No matter how fast the emitter is moving, the emitted chunk remains the same. The "on" time remains constant. That on time remains at 1/2 period. BUT, BUT the "off" time is modulated by the motion and displacement of the emitter. It can shorten or lengthen the "off" time. The space time. Think of mark and space signal. Where the mark is held constant and the space is varied. SPACE WIDTH MODULATION.

Think about how a detector would react to such a signal. It would shift the total period duration......but only with the space duration. NOT the mark duration.

And the farthermost emitters would have the greater shifts. This is why the universe APPEARS to be expanding, buy only out at the farther-est points.

The motion of the detector can also modulate the received light signal. This will shift the total period, but it will keep the ratio of mark and space.

When we measure starlight, both of these modulations are occurring on the original signal.

The mark space ratio.....gives us the relative velocity of the emitter.
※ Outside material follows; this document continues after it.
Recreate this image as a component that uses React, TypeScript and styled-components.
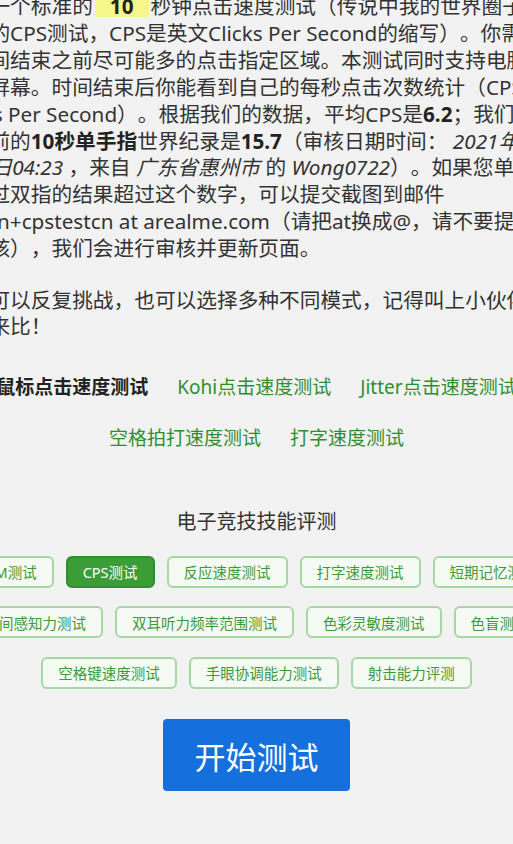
import React from "react";
import styled, { createGlobalStyle } from "styled-components";

interface SkillProps {
  $active?: boolean;
}

interface LinkProps {
  $current?: boolean;
}

const topLinks = [
  { label: "鼠标点击速度测试", current: true },
  { label: "Kohi点击速度测试" },
  { label: "Jitter点击速度测试" },
  { label: "空格拍打速度测试" },
  { label: "打字速度测试" },
];

const skills = [
  "APM测试",
  "CPS测试",
  "反应速度测试",
  "打字速度测试",
  "短期记忆测试",
  "时间感知力测试",
  "双耳听力频率范围测试",
  "色彩灵敏度测试",
  "色盲测试",
  "空格键速度测试",
  "手眼协调能力测试",
  "射击能力评测",
];

const App = () => {
  return (
    <Page lang="zh-CN">
      <GlobalStyle />
      <Article>
        <Paragraph>
          <Line>
            这是一个标准的<Highlight>10</Highlight>
            秒钟点击速度测试（传说中我的世界圈子里
          </Line>
          <Line>流行的CPS测试，CPS是英文Clicks Per Second的缩写）。你需要</Line>
          <Line>在时间结束之前尽可能多的点击指定区域。本测试同时支持电脑和</Line>
          <Line>手机屏幕。时间结束后你能看到自己的每秒点击次数统计（CPS，</Line>
          <Line>
            Clicks Per Second）。根据我们的数据，平均CPS是<b>6.2</b>
            ；我们统计到
          </Line>
          <Line>
            的目前的<b>10秒单手指</b>世界纪录是<b>15.7</b>
            （审核日期时间： <i>2021年12</i>
          </Line>
          <Line>
            <i>月18日04:23</i> ，来自 <i>广东省惠州市</i> 的{" "}
            <i>Wong0722</i>）。如果您单手指
          </Line>
          <Line>或通过双指的结果超过这个数字，可以提交截图到邮件</Line>
          <Line>admin+cpstestcn at arealme.com（请把at换成@，请不要提交无关内容</Line>
          <Line>供审核），我们会进行审核并更新页面。</Line>
        </Paragraph>
        <Paragraph>
          <Line>大家可以反复挑战，也可以选择多种不同模式，记得叫上小伙伴</Line>
          <Line>一起来比！</Line>
        </Paragraph>
      </Article>

      <LinkRow>
        {topLinks.map((link) => (
          <TestLink key={link.label} $current={link.current}>
            {link.label}
          </TestLink>
        ))}
      </LinkRow>

      <SectionTitle>电子竞技技能评测</SectionTitle>

      <SkillGrid>
        {skills.map((skill) => (
          <SkillButton key={skill} $active={skill === "CPS测试"}>
            {skill}
          </SkillButton>
        ))}
      </SkillGrid>

      <StartButton>开始测试</StartButton>
    </Page>
  );
};

const GlobalStyle = createGlobalStyle`
  html, body {
    margin: 0;
    padding: 0;
    background: #f2f2f2;
    overflow: hidden;
  }
  body {
    font-family: "Noto Sans", "Noto Sans CJK SC", sans-serif;
    color: #333;
    text-spacing-trim: space-all;
  }
`;

const Page = styled.main`
  display: flex;
  flex-direction: column;
  align-items: center;
  width: 100%;
  height: 844px;
  overflow: hidden;
`;

// wider than the window on purpose: the reference is a zoomed-in crop
const Article = styled.section`
  flex-shrink: 0;
  width: 617px;
  margin-top: -7px;
`;

const Paragraph = styled.p`
  margin: 0 0 24.5px;
  font-size: 20.7px;
  line-height: 26.9px;
  white-space: nowrap;
  color: #333;
  text-spacing-trim: space-all;

  b {
    font-weight: 700;
    color: #222;
  }

  i {
    font-style: italic;
  }
`;

const Line = styled.span`
  display: block;
`;

const Highlight = styled.b`
  display: inline-block;
  margin: 0 2px;
  padding: 0 15px;
  line-height: 21px;
  background: #f5f78b;
`;

const LinkRow = styled.nav`
  flex-shrink: 0;
  width: 600px;
  margin-top: 9.2px;
  display: flex;
  flex-wrap: wrap;
  justify-content: center;
  column-gap: 29px;
  row-gap: 25px;
`;

const TestLink = styled.a<LinkProps>`
  font-size: 19px;
  line-height: 26px;
  text-decoration: none;
  cursor: pointer;
  font-weight: ${(props) => (props.$current ? 700 : 400)};
  color: ${(props) => (props.$current ? "#222" : "#2e8f2e")};
`;

const SectionTitle = styled.h2`
  flex-shrink: 0;
  margin: 57px 0 0;
  font-size: 20px;
  line-height: 28px;
  font-weight: 400;
  color: #333;
`;

const SkillGrid = styled.div`
  flex-shrink: 0;
  width: 610px;
  margin-top: 19.5px;
  display: flex;
  flex-wrap: wrap;
  justify-content: center;
  gap: 18.5px 12px;
`;

const SkillButton = styled.a<SkillProps>`
  box-sizing: border-box;
  height: 32px;
  padding: 0 15px;
  display: flex;
  align-items: center;
  border-radius: 6px;
  font-size: 14.5px;
  cursor: pointer;
  border: 2px solid ${(props) => (props.$active ? "#2f8f2c" : "#a6d8a3")};
  background: ${(props) => (props.$active ? "#3a9d36" : "#f6faf5")};
  color: ${(props) => (props.$active ? "#fff" : "#3a9a37")};
`;

const StartButton = styled.button`
  flex-shrink: 0;
  margin-top: 30.5px;
  width: 187px;
  height: 72px;
  border: 0;
  border-radius: 4px;
  background: #1570dd;
  color: #fff;
  font-family: inherit;
  font-size: 31px;
  cursor: pointer;
`;

export default App;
And the change in the ratio-d period(detector) gives us our relative velocity to the emitter.

Not to mention explaining the appearance of universe expansion.

If we apply the proper dynamic of light, lots of space mysteries disappear.
 
That the constant of the speed of light emission and constant of the speed of invariably hard TIME are exactly the same thing for being exactly the same entity presents physics with ("nonlocal" / "at a distance") impossible problems to solve even if variably soft and warp able, always uncertain and unobservable SPACE (always mobile objective reality), wasn't the constant of the shredding and breaking joker in the deck.